UX of Work
The UX of Work
UX Principles at Work
Built environments are places made by people that support human activity and part of everyday experience in our modern world. Physical, digital, or hybrid experiences are part of what’s next. The future may echo the past but is forged in the present. Today, many human activities are digital. As we begin to comprehend these changes, new paradigms for designing for experiences are becoming more mature.
Four work scenarios
Office furniture has managed to maintain a monopoly on “work” for decades. This may be a tipping point when nascent patterns may reshape how people think about the workplace. As the monopoly office furniture has had on work erodes, we might rethink work between same and different times and places, we can identify four work modes: In-person, individual, distance work, and asynchronous work. A traditional physical office may be required in only one of these four work scenarios.

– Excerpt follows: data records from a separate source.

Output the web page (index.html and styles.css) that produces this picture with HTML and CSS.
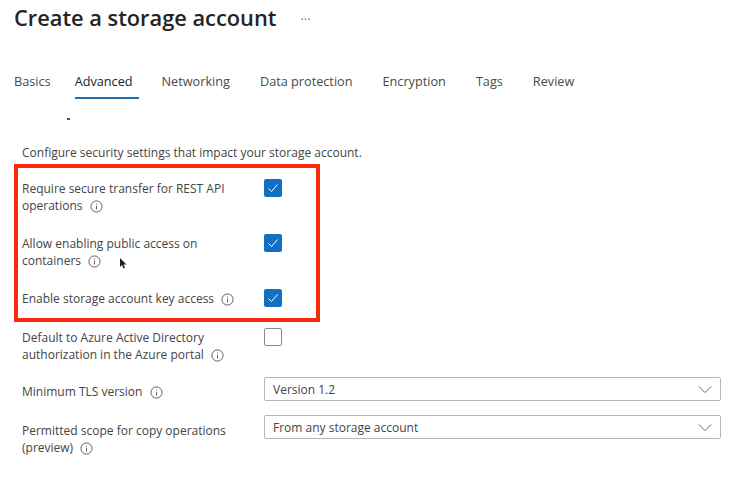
FILE: index.html
```html
<!DOCTYPE html>
<html lang="en">
<head>
  <meta charset="UTF-8" />
  <meta name="viewport" content="width=device-width, initial-scale=1.0"/>
  <title>Create a storage account</title>
  <link rel="stylesheet" href="styles.css">
</head>
<body>

  <header class="page-header">
    <h1>Create a storage account</h1>
    <span class="more">···</span>
  </header>

  <nav class="tabs">
    <a class="tab">Basics</a>
    <a class="tab active">Advanced</a>
    <a class="tab">Networking</a>
    <a class="tab">Data protection</a>
    <a class="tab">Encryption</a>
    <a class="tab">Tags</a>
    <a class="tab">Review</a>
  </nav>

  <div class="cut-off"></div>

  <main class="settings">
    <p class="intro">Configure security settings that impact your storage account.</p>

    <div class="row">
      <div class="label">Require secure transfer for REST API operations <svg class="info" viewBox="0 0 14 14"><circle cx="7" cy="7" r="6"/><path d="M7 6.2v4M7 3.8v1"/></svg></div>
      <span class="checkbox checked"><svg viewBox="0 0 18 18"><path d="M4.5 9.5l3 3 6-7"/></svg></span>
    </div>
    <div class="row">
      <div class="label">Allow enabling public access on containers <svg class="info" viewBox="0 0 14 14"><circle cx="7" cy="7" r="6"/><path d="M7 6.2v4M7 3.8v1"/></svg></div>
      <span class="checkbox checked"><svg viewBox="0 0 18 18"><path d="M4.5 9.5l3 3 6-7"/></svg></span>
    </div>
    <div class="row row-wide">
      <div class="label">Enable storage account key access <svg class="info" viewBox="0 0 14 14"><circle cx="7" cy="7" r="6"/><path d="M7 6.2v4M7 3.8v1"/></svg></div>
      <span class="checkbox checked"><svg viewBox="0 0 18 18"><path d="M4.5 9.5l3 3 6-7"/></svg></span>
    </div>
    <div class="row row-tight">
      <div class="label">Default to Azure Active Directory authorization in the Azure portal <svg class="info" viewBox="0 0 14 14"><circle cx="7" cy="7" r="6"/><path d="M7 6.2v4M7 3.8v1"/></svg></div>
      <span class="checkbox"></span>
    </div>
    <div class="row select-row first-select">
      <div class="label">Minimum TLS version <svg class="info" viewBox="0 0 14 14"><circle cx="7" cy="7" r="6"/><path d="M7 6.2v4M7 3.8v1"/></svg></div>
      <div class="select">Version 1.2 <svg class="chevron" viewBox="0 0 16 10"><path d="M1 1.5l7 7 7-7"/></svg></div>
    </div>
    <div class="row select-row last-select">
      <div class="label">Permitted scope for copy operations (preview) <svg class="info" viewBox="0 0 14 14"><circle cx="7" cy="7" r="6"/><path d="M7 6.2v4M7 3.8v1"/></svg></div>
      <div class="select">From any storage account <svg class="chevron" viewBox="0 0 16 10"><path d="M1 1.5l7 7 7-7"/></svg></div>
    </div>
  </main>

  <!-- annotation drawn over the page -->
  <div class="highlight"></div>
  <svg class="cursor" viewBox="0 0 8 12"><path d="M1 0v9l2-2 1.500 3.500 1.500-.7L4.500 6.500H7.500z"/></svg>

</body>
</html>
```

FILE: styles.css
```css
* { margin: 0; padding: 0; box-sizing: border-box; }

body {
  font-family: "Open Sans", "Liberation Sans", sans-serif;
  background-color: #fff;
  color: #444;
  font-size: 12px;
  line-height: 17px;
  overflow: hidden;
  height: 487px;
  position: relative;
}

.page-header {
  display: flex;
  align-items: center;
  height: 36px;
  padding-left: 14px;
}

h1 {
  font-size: 21.8px;
  font-weight: 600;
  line-height: 36px;
  color: #242424;
}

.more {
  margin-left: 24px;
  margin-top: 2px;
  font-size: 13px;
  color: #777;
}

.tabs {
  display: flex;
  gap: 30px;
  margin-top: 37px;
  padding-left: 14px;
  font-size: 12.700px;
}

.tab {
  padding-bottom: 6px;
  height: 26px;
  color: #4a4a4a;
}

.tab.active {
  margin: 0 -7px 0 -6px;
  padding-right: 6px;
  color: #222;
  border-bottom: 2px solid #1f6fb2;
}

.cut-off {
  width: 3px;
  height: 2px;
  background-color: #555;
  margin: 19px 0 0 67px;
}

.settings {
  padding: 24px 16px 0 22px;
}

.intro {
  margin-bottom: 19px;
}

.row {
  display: flex;
  align-items: flex-start;
  margin-bottom: 21px;
}

.row-wide {
  margin-bottom: 22px;
}

.row-tight {
  margin-bottom: 20px;
}

.label {
  width: 242px;
  padding-right: 18px;
}

.info {
  width: 13px;
  height: 13px;
  margin-left: 4px;
  vertical-align: -3px;
  fill: none;
  stroke: #555;
  stroke-width: 1;
}

.checkbox {
  width: 18px;
  height: 18px;
  margin-top: -1px;
  border: 1px solid #8a8a8a;
  border-radius: 2px;
  background-color: #fff;
}

.checkbox.checked {
  border: none;
  background-color: #1070c4;
}

.checkbox svg {
  display: block;
  width: 18px;
  height: 18px;
  fill: none;
  stroke: #fff;
  stroke-width: 1;
}

.select-row {
  margin-bottom: 14px;
}

.first-select {
  margin-top: -6px;
}

.select-row .label {
  padding-top: 6px;
}

.last-select .label {
  padding-top: 7px;
}

.select {
  flex: 1;
  display: flex;
  align-items: center;
  justify-content: space-between;
  height: 24px;
  padding: 0 8px;
  border: 1px solid #b5b5b5;
  border-radius: 2px;
}

.chevron {
  width: 14px;
  height: 9px;
  fill: none;
  stroke: #555;
  stroke-width: 1;
}

.highlight {
  position: absolute;
  left: 14px;
  top: 164px;
  width: 306px;
  height: 158px;
  border: 4px solid #fb2a0c;
}

.cursor {
  position: absolute;
  left: 119px;
  top: 258px;
  width: 8px;
  height: 12px;
  fill: #222;
}
```
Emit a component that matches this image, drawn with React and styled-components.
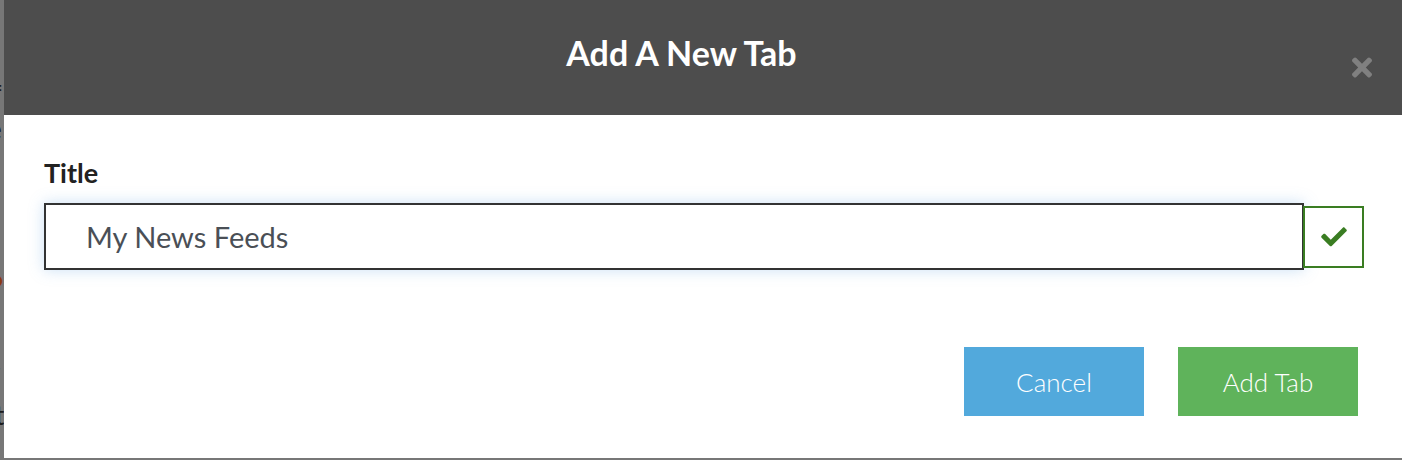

The industrial mindset trap
From Steelcase’s holistic work process to Herman Miller’s Living Office, Haworth’s Organic Workspace to Planning with Knoll, leading commercial design companies offer design approaches for the built environment. Each professes its own philosophy but there is a lot of overlap, and incumbent players may find it difficult to escape an industrial mindset.
Layers of experience
New technology creates new opportunities for experience. Smartphones blurred the line between hardware and software, breaking conventions for each and leading to emergent practices to take on the user experience even more directly. Enabled by the internet, the SaaS offerings have turned products into services. At Peopledesign, we believe that all these experiences – large and small – are on the same continuum. Think about it as layers of experience from macro to micro, like Russian nesting dolls. The challenge is to zoom in and out while managing for usability, continuity, and value.
Growing in commercial design
Globalization and technology innovation has created new customer expectations and increased competition for built environment companies. Peopledesign helps manufacturers companies evolve, modernize, and otherwise transform to remain relevant. We have many clients in the commercial design industry, mostly focused on physical products and experiences – buildings, architecture, interior design, furniture, textiles, flooring, lighting, materials, and supply chains. These environments support work, education, healthcare, hospitality, retail, and home life.